Buradaki çıkış noktası ise elbette ki dinselleşmenin sınıfsal karakteri olmalı. Türkiye’de dinselleşme antikomünizmin bir parçası olarak başladı. Laiklik antikomünizm adına tasfiye edildi. Siyasal İslam’a kapılar komünizmle mücadele adına açıldı ve o kapılardan girenler de iktidar olup rejimi değiştirdiler. Görülmesi gereken gerçeklik esas olarak bu. 

Ve bugün de dinselleşme Türkiye sermaye sınıfının ve sömürü düzeninin elindeki en önemli araç olma niteliğini koruyor. İşçi sendikalı değil, tarikat mensubu olsun. Greve gitmesin, camiye gitsin. Cemaatinin,  tarikatının liderine biat ettiği gibi patronuna da biat etsin. Başına gelen her şeyi tevekkül içerisinde karşılasın. Bu dünyada değil öbür dünyada görülecek bir hesaba inansın… Yoksulluk cehaletle ve cehalet de yoksullukla yönetilsin ve kimse sesini çıkarmasın yani.

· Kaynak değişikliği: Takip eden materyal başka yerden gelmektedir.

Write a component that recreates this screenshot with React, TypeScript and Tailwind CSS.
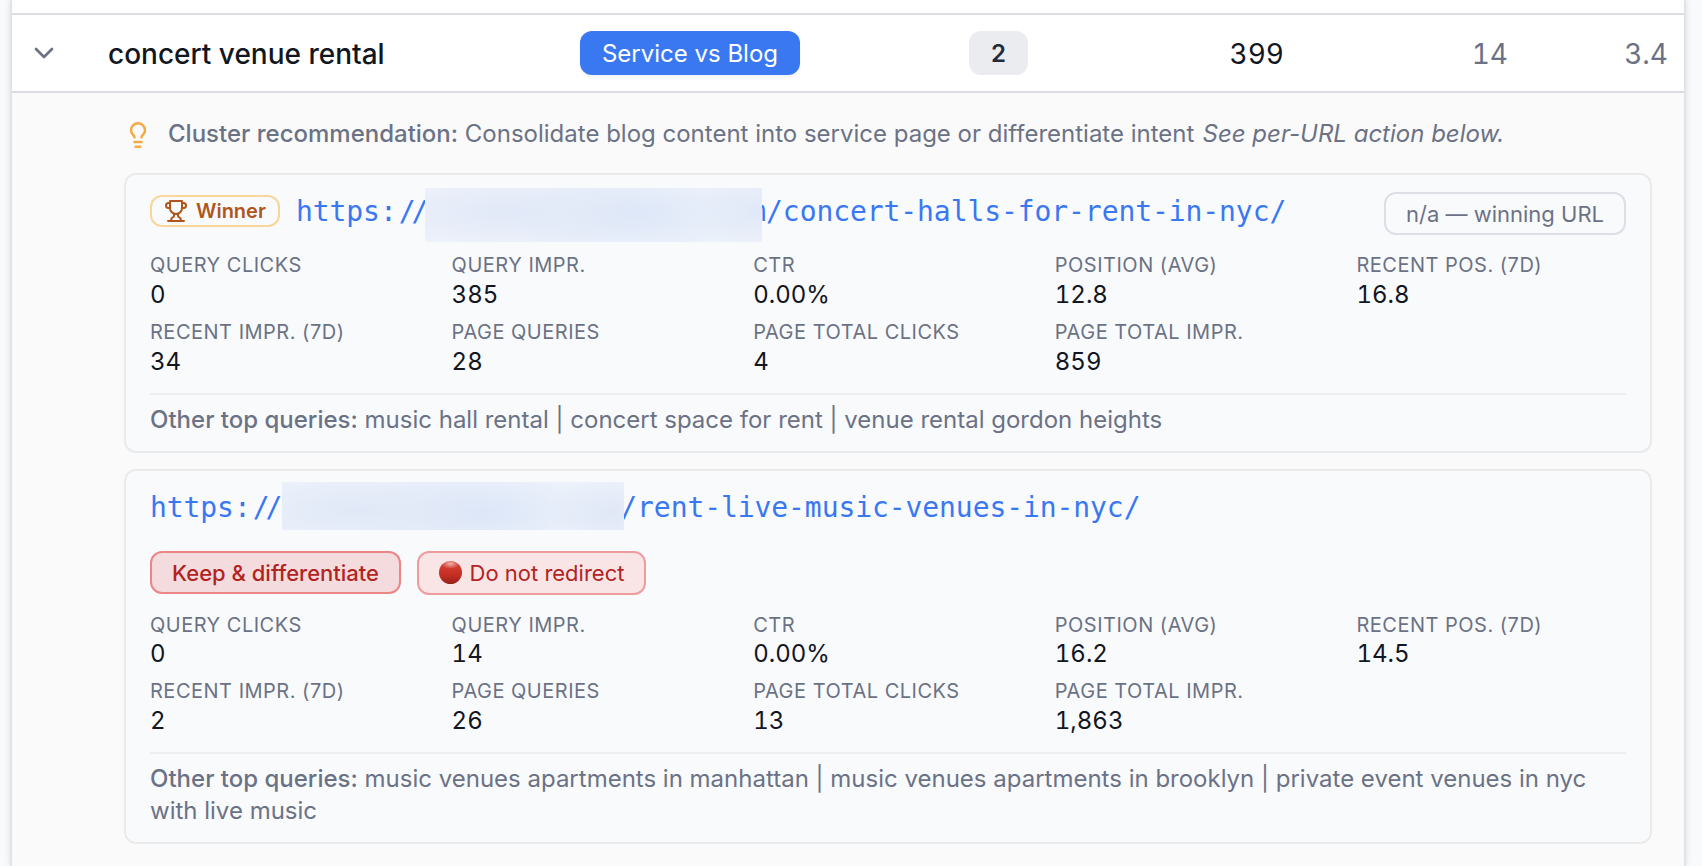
import React from "react";
import { ChevronDown } from "lucide-react";

type Metric = [string, string];

function TrophyIcon() {
  return (
    <svg className="size-6 shrink-0" viewBox="0 0 24 24" fill="none" stroke="currentColor" strokeWidth="2" strokeLinecap="round" strokeLinejoin="round">
      <path d="M6 9H4.5a2.5 2.5 0 0 1 0-5H6" />
      <path d="M18 9h1.5a2.5 2.5 0 0 0 0-5H18" />
      <path d="M4 22h16" />
      <path d="M10 14.66V17c0 .55-.47.98-.97 1.21C7.85 18.75 7 20.24 7 22" />
      <path d="M14 14.66V17c0 .55.47.98.97 1.21C16.15 18.75 17 20.24 17 22" />
      <path d="M18 2H6v7a6 6 0 0 0 12 0V2Z" />
    </svg>
  );
}

function BulbIcon() {
  return (
    <svg className="size-7 shrink-0 text-[#f5ab45]" viewBox="0 0 24 24" fill="none" stroke="currentColor" strokeWidth="2.2" strokeLinecap="round" strokeLinejoin="round">
      <path d="M15 14c.2-1 .7-1.7 1.5-2.5 1-.9 1.5-2.2 1.5-3.5A6 6 0 0 0 6 8c0 1 .2 2.2 1.5 3.5.7.7 1.3 1.5 1.5 2.5" />
      <path d="M9 18h6" />
      <path d="M10 22h4" />
    </svg>
  );
}

function Url({ tail, children }: { tail: string; children: React.ReactNode }) {
  return (
    <div className="relative pt-[2px] font-['DejaVu_Sans_Mono',monospace] text-[28px] leading-[42px] tracking-[-0.08px] whitespace-pre text-[#3a78f2]">
      <span>https:</span>
      <span className="pl-[2px] tracking-[-4px]">/</span>
      <span className="pr-[2px]">/</span>
      {children}
      <span>{tail}</span>
    </div>
  );
}

function Metrics({ items }: { items: Metric[] }) {
  return (
    <dl className="grid grid-cols-5 gap-x-8 gap-y-[6.6px]">
      {items.map(([label, value]) => (
        <div key={label}>
          <dt className="h-[29.9px] text-[20px] leading-[30px] tracking-[0.5px] text-[#6b7285]">{label}</dt>
          <dd className="h-[30px] text-[24px] leading-[30px] tabular-nums text-[#12161f]">{value}</dd>
        </div>
      ))}
    </dl>
  );
}

function OtherQueries({ text }: { text: string }) {
  return (
    <div className="mt-[16.1px] border-t-2 border-[#edeef0] pt-[9px] text-[24px] leading-8 text-[#6b7285]">
      <span className="font-medium">Other top queries:</span> {text}
    </div>
  );
}

const first: Metric[] = [
  ["QUERY CLICKS", "0"],
  ["QUERY IMPR.", "385"],
  ["CTR", "0.00%"],
  ["POSITION (AVG)", "12.8"],
  ["RECENT POS. (7D)", "16.8"],
  ["RECENT IMPR. (7D)", "34"],
  ["PAGE QUERIES", "28"],
  ["PAGE TOTAL CLICKS", "4"],
  ["PAGE TOTAL IMPR.", "859"],
];

const second: Metric[] = [
  ["QUERY CLICKS", "0"],
  ["QUERY IMPR.", "14"],
  ["CTR", "0.00%"],
  ["POSITION (AVG)", "16.2"],
  ["RECENT POS. (7D)", "14.5"],
  ["RECENT IMPR. (7D)", "2"],
  ["PAGE QUERIES", "26"],
  ["PAGE TOTAL CLICKS", "13"],
  ["PAGE TOTAL IMPR.", "1,863"],
];

export default function App() {
  return (
    <div className="h-[866px] w-[1702px] overflow-hidden bg-[#f9fafc] pl-[10px] font-['Inter',sans-serif]">
      <div className="flex h-full w-[1676px] flex-col border-x-2 border-[#e2e3e7] bg-[#fafafa] shadow-[0_0_6px_rgba(15,23,42,0.12)]">
        <div className="h-[15px] shrink-0 border-b-2 border-[#dcdde3] bg-white" />
        <div className="flex h-[78px] shrink-0 items-center border-b-2 border-[#dcdde3] bg-white text-[28px]">
          <div className="w-24 pl-4">
            <ChevronDown className="size-8 text-[#6b7285]" />
          </div>
          <div className="w-[472px] pt-[2px] font-medium text-[#12161f]">concert venue rental</div>
          <div className="flex h-11 w-[220px] items-center justify-center rounded-[12px] bg-[#3a78f2] pt-[2px] text-[24px] text-white shadow-[0_2px_3px_rgba(0,0,0,0.06)]">
            Service vs Blog
          </div>
          <div className="ml-[169px] flex h-11 w-[59px] items-center justify-center rounded-[12px] bg-[#ebecf0] pt-[2px] text-[24px] font-semibold text-[#252a3a]">2</div>
          <div className="w-[256px] pt-[2px] text-right tabular-nums text-[#12161f]">399</div>
          <div className="w-[224px] pt-[2px] text-right tabular-nums text-[#6b7285]">14</div>
          <div className="w-[160px] pt-[2px] text-right tabular-nums text-[#6b7285]">3.4</div>
        </div>

        <div className="flex h-20 shrink-0 items-center gap-4 pl-28 pt-1 text-[24px] text-[#6b7285]">
          <BulbIcon />
          <p className="whitespace-nowrap pb-[2px]">
            <span className="font-medium">Cluster recommendation:</span> Consolidate blog content into service page or differentiate intent{" "}
            <em className="ml-[1.5px]">See per-URL action below.</em>
          </p>
        </div>

        <div className="flex flex-col gap-4 pl-28 pr-8">
          <section className="h-[280px] rounded-[12px] border-2 border-[#e9eaec] bg-[#f9fafc] px-6">
            <div className="flex h-[75.45px] items-start pt-[14px]">
              <span className="mr-4 mt-[6px] flex h-8 w-[130px] items-center gap-2 rounded-[12px] border-2 border-[#f7d69a] pl-3 text-[20px] font-semibold text-[#b0561c]">
                <TrophyIcon />
                Winner
              </span>
              <Url tail="/concert-halls-for-rent-in-nyc/">
                <span className="inline-block w-[319px]"></span>
                <span>m</span>
                <span className="absolute -top-[1px] left-[129px] h-[54px] w-[337px] bg-[#eff3fb] bg-[radial-gradient(ellipse_170px_42px_at_26%_45%,#e1e8f7,transparent),radial-gradient(ellipse_130px_44px_at_62%_48%,#dce7f8,transparent),radial-gradient(ellipse_60px_44px_at_98%_42%,#e1e8f7,transparent)]" />
              </Url>
              <span className="ml-auto mt-[3px] flex h-[43px] w-[242px] items-center justify-center rounded-[12px] border-2 border-[#dcdfe6] pt-px text-[22px] text-[#6b7285]">
                n/a — winning URL
              </span>
            </div>
            <Metrics items={first} />
            <OtherQueries text="music hall rental | concert space for rent | venue rental gordon heights" />
          </section>

          <section className="h-[375px] rounded-[12px] border-2 border-[#e9eaec] bg-[#f9fafc] px-6">
            <div className="h-20 pt-[14px]">
              <Url tail="/rent-live-music-venues-in-nyc/">
                <span className="inline-block w-[336px]"></span>
                <span className="absolute -top-[3px] left-[132px] h-12 w-[342px] bg-[#eff3fb] bg-[radial-gradient(ellipse_170px_44px_at_22%_60%,#e0e8f7,transparent),radial-gradient(ellipse_130px_46px_at_58%_64%,#dbe6f8,transparent),radial-gradient(ellipse_60px_44px_at_96%_65%,#e0e7f6,transparent)]" />
              </Url>
            </div>
            <div className="flex h-[58.55px] gap-4 text-[22px] text-[#b3231f]">
              <span className="flex h-[43px] w-[251px] items-center justify-center rounded-[12px] border-2 border-[#ec8585] bg-[#f4dcde] pt-px font-medium">Keep &amp; differentiate</span>
              <span className="flex h-11 w-[229px] items-center justify-center gap-2 rounded-[12px] border-2 border-[#ef9c9f] bg-[#f9e4e6]">
                <span className="mb-[2px] size-[23px] rounded-full bg-[radial-gradient(ellipse_9px_5px_at_50%_12%,#f3b0aa,transparent),linear-gradient(#c8453c_0%,#d03a2e_30%,#c52e22_60%,#93221b_100%)]" />
                Do not redirect
              </span>
            </div>
            <Metrics items={second} />
            <OtherQueries text="music venues apartments in manhattan | music venues apartments in brooklyn | private event venues in nyc with live music" />
          </section>
        </div>
      </div>
    </div>
  );
}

Dolayısıyla günümüz Türkiye’sinde eğer laiklikten, laikliğin öneminden ve savunulmasından söz edeceksek eğer, bunu ne basitçe hayat tarzı savunusuna indirerek ne de sınıfsal bağlamından kopararak yapabiliriz. Laiklik meselesi bugün Türkiye’de adlı adınca sınıfsal bir meseledir ve bu sınıfsal nitelik görülmeden üzerine söylenecek sözlerin de atılacak adımların da herhangi bir karşılığı yoktur. 

“Türkiye Afganistan olur mu” sorusuna verilecek yanıtı da laikliğin sınıfsal karakterini görüp görmemek belirleyecektir. Eğer bugün Türkiye’de asgari ücreti açlık sınırının altındaysa ve ortalama ücret düzeyi de asgari ücrete yakınsamışsa, din de bunun üzerine örtülen bir örtü olmuşsa, bunun gerisinde Türkiye sermaye sınıfı ile İslamcılar arasında kurulan ittifak,  neoliberalizmle gericiliğin ortaklığı vardır, bu ortaklık Türkiye’yi buraya getirmiştir. Bu ittifaka ve bu ortaklığa gözleri kapalı olanların ise doğru sorular sormaları da doğru yanıtlar vermeleri de mümkün değildir.